“Melting snow, the ultimate barefoot pleasure.”
That’s the title of one chapter in Richard Frazine’s 1993 book ‘The Barefoot Hiker.’ My toes go a little numb just thinking about it.
But folks like Franzine, 65, are adamant that hitting the trail sans boots is the most intense way to experience the outdoors. It’s all about loving the mud between your toes or the sun-backed rocks beneath your soles – an experience one barefoot hiker describes as like “walking on the scales of a sleeping dragon.”
“It’s a matter of sensation and having all your senses in play,” Franzine told S&TT from his home in Connecticut. “It’s a more intensive experience of nature.”
Hiking skin-to-dirt has been getting plenty of attention over the past decade. More barefoot hiking clubs have been popping up across North America while several European countries have entire parks dedicated to stomping around barefoot.
Meanwhile, plenty of big-name running shoe brands have created minimalist footwear to mimic going barefoot. But these products don’t deliver the oh-so-sweet sensation of flesh against ground, says Franzine.
For that, you just gotta kick off those boots.
Feel those dragon scales
At first, hiking barefoot is kinda freaky. Jagged rock, thorn-laden brush and maybe even the odd pile of wolf crap aren’t the stuff you’d normally like to press against your tender feet.
Franzine says to just give it time. Hiking barefoot is tied to intuition and after treading without boots for a while, your body instinctively knows how to react to hazards.
“You come to expect what each step will be like….You learn to be able to retract a step if it doesn’t feel right.”
And of course, building up a thick, calloused sole doesn’t hurt either.
But once you do develop a knack for it, hiking barefoot adds a whole new dimension to your trekking experience. Franzine says there’s a “certain sensory deprivation to wearing shoes.”
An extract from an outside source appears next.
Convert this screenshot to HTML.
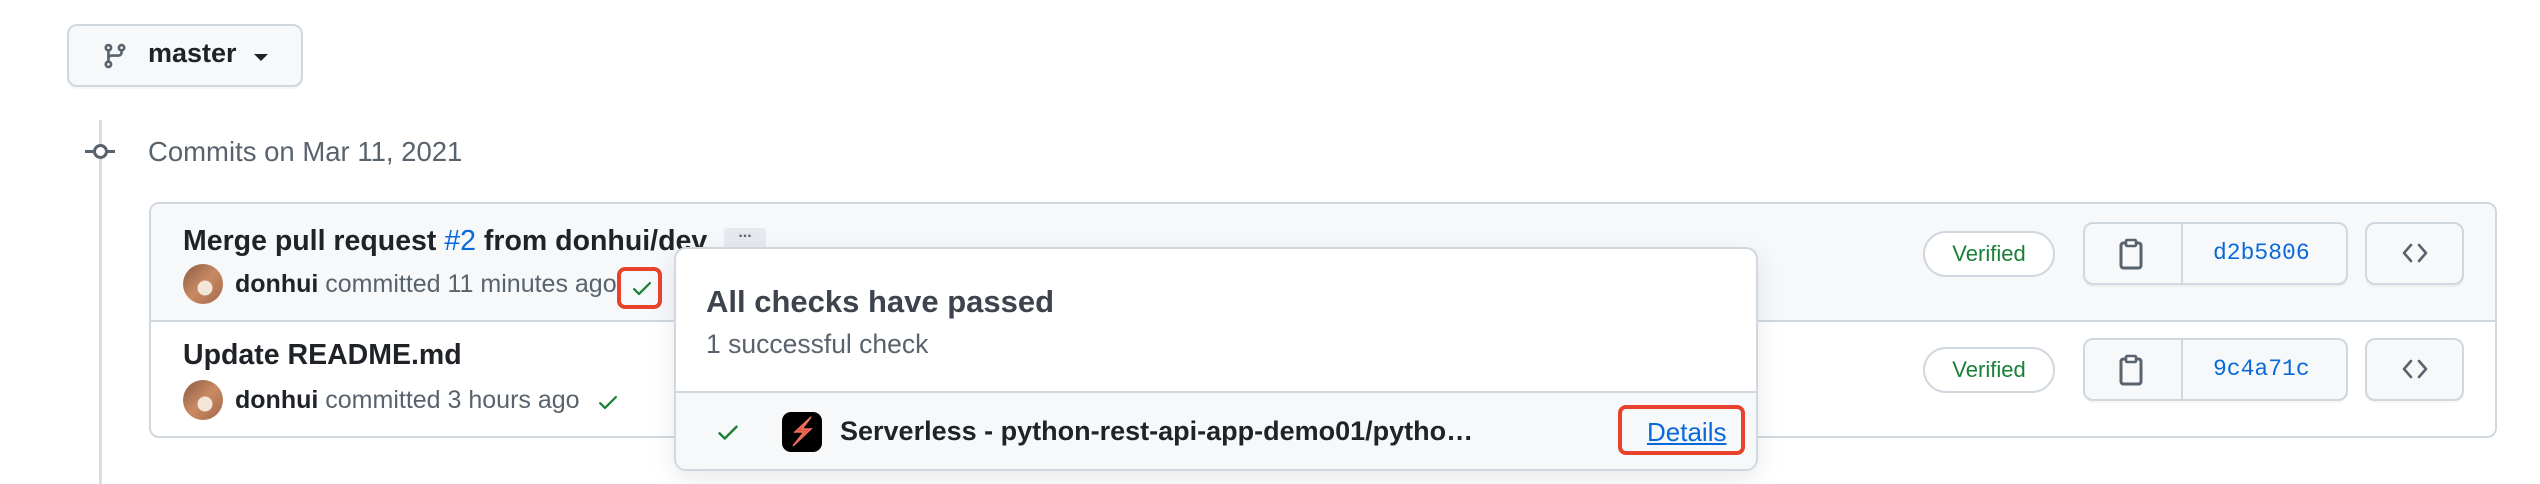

And after building up barefoot instincts, there’s no telling where this style of hiking could take you. A pair of sisters managed to hike the Appalachian Trail from Maine to Georgia without shoes or boots. Top that.
How to hike barefoot – tips for beginners
This isn’t something you want to rush into. Go stomping through the woods barefoot without due care and of course you’ll end up with damaged hooves.
Here are tips that will help you ease into hiking barefoot:
- Start out slowly on ideal terrain. Franzine says forest floors are “delicious” for hiking barefoot. You can also practice in your backyard for starters.
- Always step straight down. Never kick or shuffle your feet as you move across the ground. There are few natural objects that will seriously hurt your bare feet as long as you’re stepping properly.
- Keep an eye on the path ahead. Stop if you’re not sure about the terrain you’re about to step on.
- Shift your weight on the ball of your feet instead on your heels. This will allow your foot to absorb more shock.
- Try a variety of different trekking surfaces before attempting a longer hike. You’ll be sore at first, but once that feeling fades it will be time to tackle longer treks.